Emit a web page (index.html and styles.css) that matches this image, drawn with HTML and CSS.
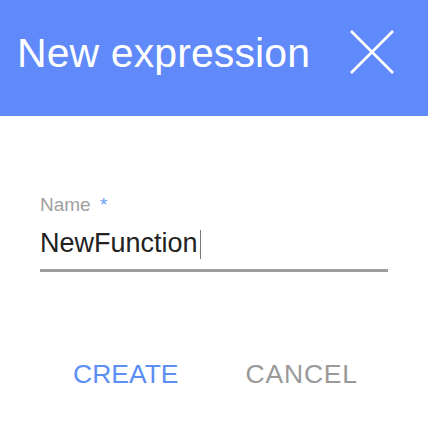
FILE: index.html
```html
<!DOCTYPE html>
<html lang="en">
<head>
<meta charset="utf-8">
<title>New expression</title>
<link rel="stylesheet" href="styles.css">
</head>
<body>
<div class="dialog">
  <header class="dialog-header">
    <h1 class="dialog-title">New expression</h1>
    <button class="close-btn" aria-label="Close">
      <svg width="44" height="44" viewBox="0 0 44 44" aria-hidden="true">
        <line x1="1" y1="1" x2="43" y2="43" stroke="#fff" stroke-width="2.6"/>
        <line x1="43" y1="1" x2="1" y2="43" stroke="#fff" stroke-width="2.6"/>
      </svg>
    </button>
  </header>
  <main class="dialog-body">
    <div class="field">
      <label class="field-label">Name <span class="required">*</span></label>
      <div class="field-value">NewFunction<span class="caret"></span></div>
    </div>
    <div class="actions">
      <button class="action action-primary">CREATE</button>
      <button class="action action-secondary">CANCEL</button>
    </div>
  </main>
</div>
</body>
</html>
```

FILE: styles.css
```css
html, body {
  margin: 0;
  padding: 0;
  background: #ffffff;
}

body {
  font-family: "Liberation Sans", Arial, Helvetica, sans-serif;
}

.dialog {
  width: 428px;
}

.dialog-header {
  box-sizing: border-box;
  height: 116px;
  background: #608afa;
  display: flex;
  justify-content: space-between;
  align-items: flex-start;
  padding: 30px 34px 0 17px;
}

.dialog-title {
  margin: 0;
  font-size: 41px;
  line-height: 47px;
  font-weight: normal;
  color: #ffffff;
  letter-spacing: 0.1px;
}

.close-btn {
  margin: 0;
  padding: 0;
  border: 0;
  background: none;
  width: 44px;
  height: 44px;
  display: block;
}

.close-btn svg {
  display: block;
}

.dialog-body {
  padding: 78px 40px 0 40px;
}

.field {
  display: flex;
  flex-direction: column;
  gap: 11px;
}

.field-label {
  font-size: 19px;
  line-height: 22px;
  color: #a0a0a0;
}

.required {
  color: #6c9ef6;
  margin-left: 4px;
}

.field-value {
  font-size: 27px;
  line-height: 32px;
  color: #222222;
  padding-bottom: 10px;
  border-bottom: 3px solid #9e9e9e;
}

.caret {
  display: inline-block;
  width: 1px;
  height: 29px;
  background: #777777;
  margin-left: 2px;
  vertical-align: -7px;
}

.actions {
  display: flex;
  gap: 67px;
  padding: 87px 0 0 33px;
}

.action {
  margin: 0;
  padding: 0;
  border: 0;
  background: none;
  font-family: inherit;
  font-size: 26.5px;
  line-height: 30px;
}

.action-primary {
  color: #5b8ff3;
}

.action-secondary {
  color: #9a9a9a;
  letter-spacing: 0.8px;
}
```
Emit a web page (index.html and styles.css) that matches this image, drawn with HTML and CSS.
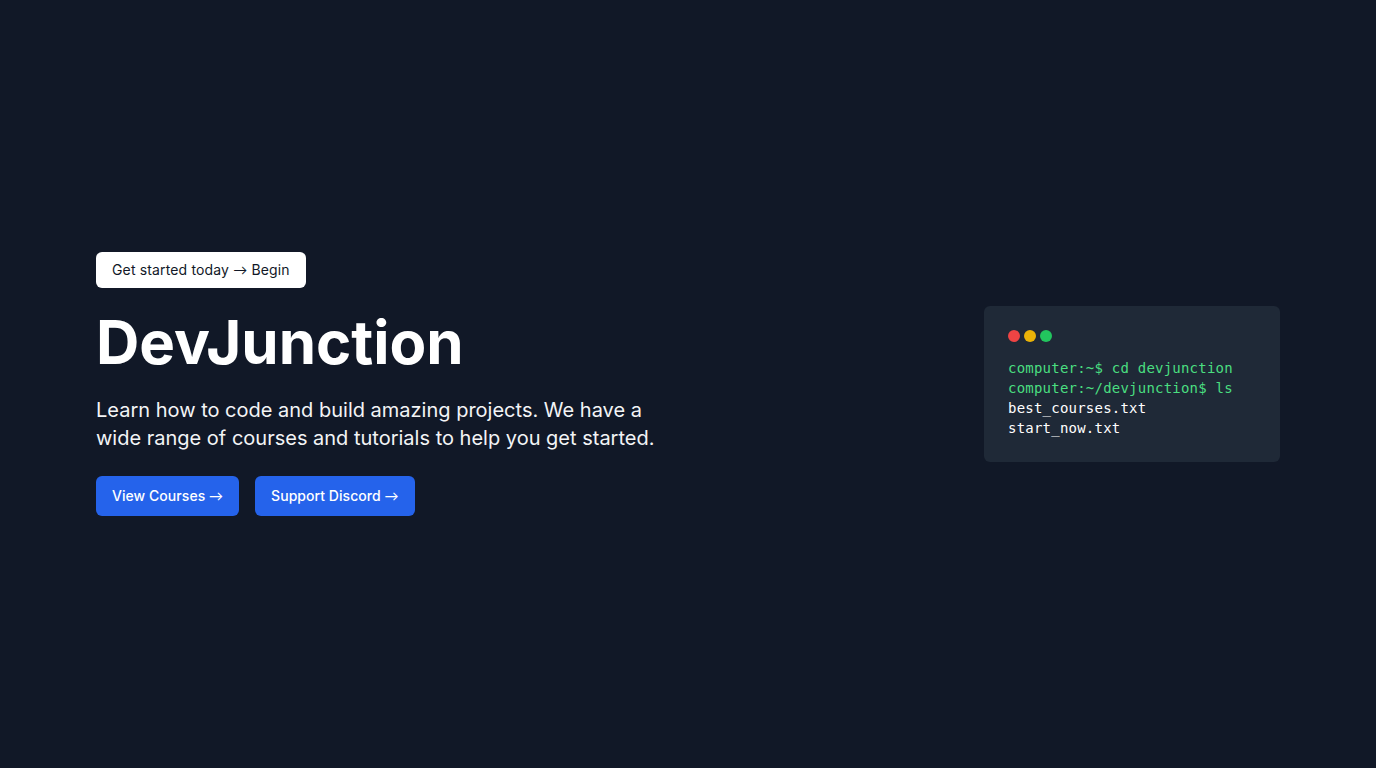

Exercise details:
Can the entries above be repeated exactly, without their pictures?

Response below:
Emit a web page (index.html and styles.css) that matches this image, drawn with HTML and CSS.
FILE: index.html
```html
<!DOCTYPE html>
<html lang="en">
<head>
<meta charset="utf-8">
<title>New expression</title>
<link rel="stylesheet" href="styles.css">
</head>
<body>
<div class="dialog">
  <header class="dialog-header">
    <h1 class="dialog-title">New expression</h1>
    <button class="close-btn" aria-label="Close">
      <svg width="44" height="44" viewBox="0 0 44 44" aria-hidden="true">
        <line x1="1" y1="1" x2="43" y2="43" stroke="#fff" stroke-width="2.6"/>
        <line x1="43" y1="1" x2="1" y2="43" stroke="#fff" stroke-width="2.6"/>
      </svg>
    </button>
  </header>
  <main class="dialog-body">
    <div class="field">
      <label class="field-label">Name <span class="required">*</span></label>
      <div class="field-value">NewFunction<span class="caret"></span></div>
    </div>
    <div class="actions">
      <button class="action action-primary">CREATE</button>
      <button class="action action-secondary">CANCEL</button>
    </div>
  </main>
</div>
</body>
</html>
```

FILE: styles.css
```css
html, body {
  margin: 0;
  padding: 0;
  background: #ffffff;
}

body {
  font-family: "Liberation Sans", Arial, Helvetica, sans-serif;
}

.dialog {
  width: 428px;
}

.dialog-header {
  box-sizing: border-box;
  height: 116px;
  background: #608afa;
  display: flex;
  justify-content: space-between;
  align-items: flex-start;
  padding: 30px 34px 0 17px;
}

.dialog-title {
  margin: 0;
  font-size: 41px;
  line-height: 47px;
  font-weight: normal;
  color: #ffffff;
  letter-spacing: 0.1px;
}

.close-btn {
  margin: 0;
  padding: 0;
  border: 0;
  background: none;
  width: 44px;
  height: 44px;
  display: block;
}

.close-btn svg {
  display: block;
}

.dialog-body {
  padding: 78px 40px 0 40px;
}

.field {
  display: flex;
  flex-direction: column;
  gap: 11px;
}

.field-label {
  font-size: 19px;
  line-height: 22px;
  color: #a0a0a0;
}

.required {
  color: #6c9ef6;
  margin-left: 4px;
}

.field-value {
  font-size: 27px;
  line-height: 32px;
  color: #222222;
  padding-bottom: 10px;
  border-bottom: 3px solid #9e9e9e;
}

.caret {
  display: inline-block;
  width: 1px;
  height: 29px;
  background: #777777;
  margin-left: 2px;
  vertical-align: -7px;
}

.actions {
  display: flex;
  gap: 67px;
  padding: 87px 0 0 33px;
}

.action {
  margin: 0;
  padding: 0;
  border: 0;
  background: none;
  font-family: inherit;
  font-size: 26.5px;
  line-height: 30px;
}

.action-primary {
  color: #5b8ff3;
}

.action-secondary {
  color: #9a9a9a;
  letter-spacing: 0.8px;
}
```
Emit a web page (index.html and styles.css) that matches this image, drawn with HTML and CSS.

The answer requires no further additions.